I rifugiati siriani in Libano? Ora coltivano la cannabis

La storia dei rifugiati che in Libano coltivano la cannabis: in Siria sarebbero uccisi dall'Isis

I rifugiati siriani in Libano? Ora coltivano la cannabis

Alcuni rifugiati siriani, in fuga dall'Isis, sopravvivono grazie alla coltivazione della cannabis. Nel loro Paese è considerato un peccato.

Da quando è scoppiata la guerra civile, molti siriani hanno trovato nella valle di Bekaa, nel nordest del Libano, un luogo sicuro dove trovare riparo. In quel posto, però, i rifugiati svolgono una attività che oltre ad essere illecita è anche considerata peccato in Siria. A rendere nota la storia di questi profughi è la fotografa libanese, Alia Haju, che ha ritratto la vita quotidiana di questi uomini dediti alla produzione illegale di marijuana.

Prima dell'espansione dello Stato Islamico i siriani erano soliti lavorare i campi e poi tornare a casa. Tuttavia, ora non possono più permetterselo: nelle loro città infatti si è insediato l'Isis che punisce con la morte chiunque abbia contatto con la cannabis. A testimoniarlo è Aisha, una siriana di 15 anni. La coltivazione della pianta è vietata anche in Libano; ma i siriani, in barba al divieto, la coltivano lo stesso dal momento che è estremamente redditizia. "Con un lavoro qualunque in Libano guadagni poco più di 600 euro l'anno, mentre con le droghe si guadagna oltre nove mila euro l'anno", racconta Sharif, un coltivatore di cannabis. Anche le donne sono coinvolte nella lavorazione, grazie a cui guadagnano circa 14 euro al giorno, che vengono poi inviati alla famiglia rimasta in Siria.

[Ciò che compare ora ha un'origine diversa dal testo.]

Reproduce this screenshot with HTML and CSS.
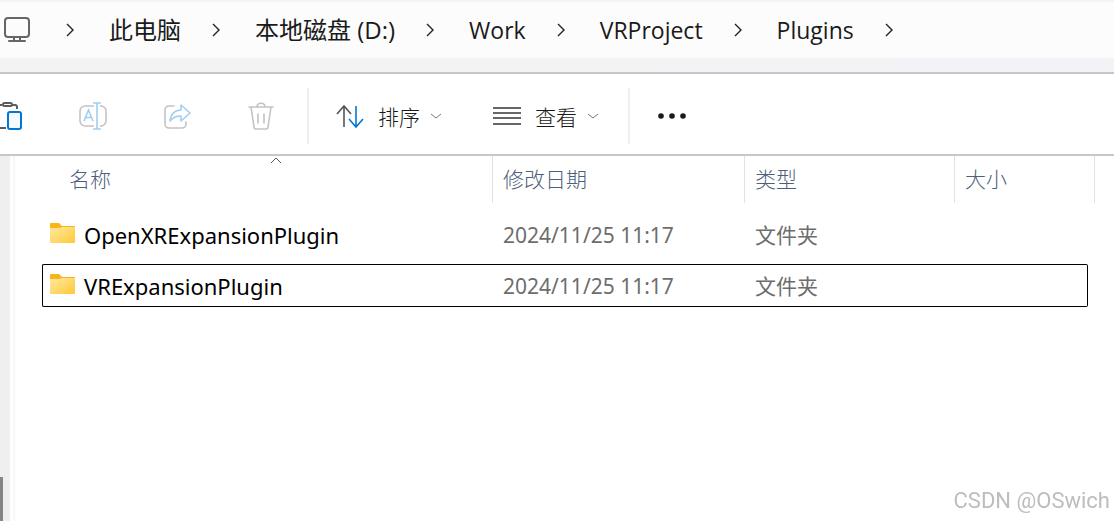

La situazione per i migranti siriani, tuttavia, non è delle migliori in Libano: tant'è vero che i libanesi, dalla nascita dello Stato Islamico, guardano con sospetto ai siriani, temendo che possano avere dei legami con gli estremisti islamici. Una dona siriana, che coltivava cotone a Raqqa, racconta come gli abitanti di Bekaa abbiano un atteggimento razzista nei suoi confronti, chiamandola Daesh, termine arabo che sta ad indicare il sedicente Stato islamico. Vivere in Libano però le ha permesso di sentirsi più libera: "A Raqqa dovevo essere coperta da capo a piedi, nemmeno gli occhi mi si dovevano vedere", racconta la donna.

"Fuggire da quella città non è stato facile", dice, "Il viaggio fino il Libano è durato cinque giorni di cui la maggior parte a piedi". Ma soprattutto spera di riuscir a far venire in Libano suo marito e il suo altro figlio che si trovano ancora nella città occupata dai militanti dell'Isis.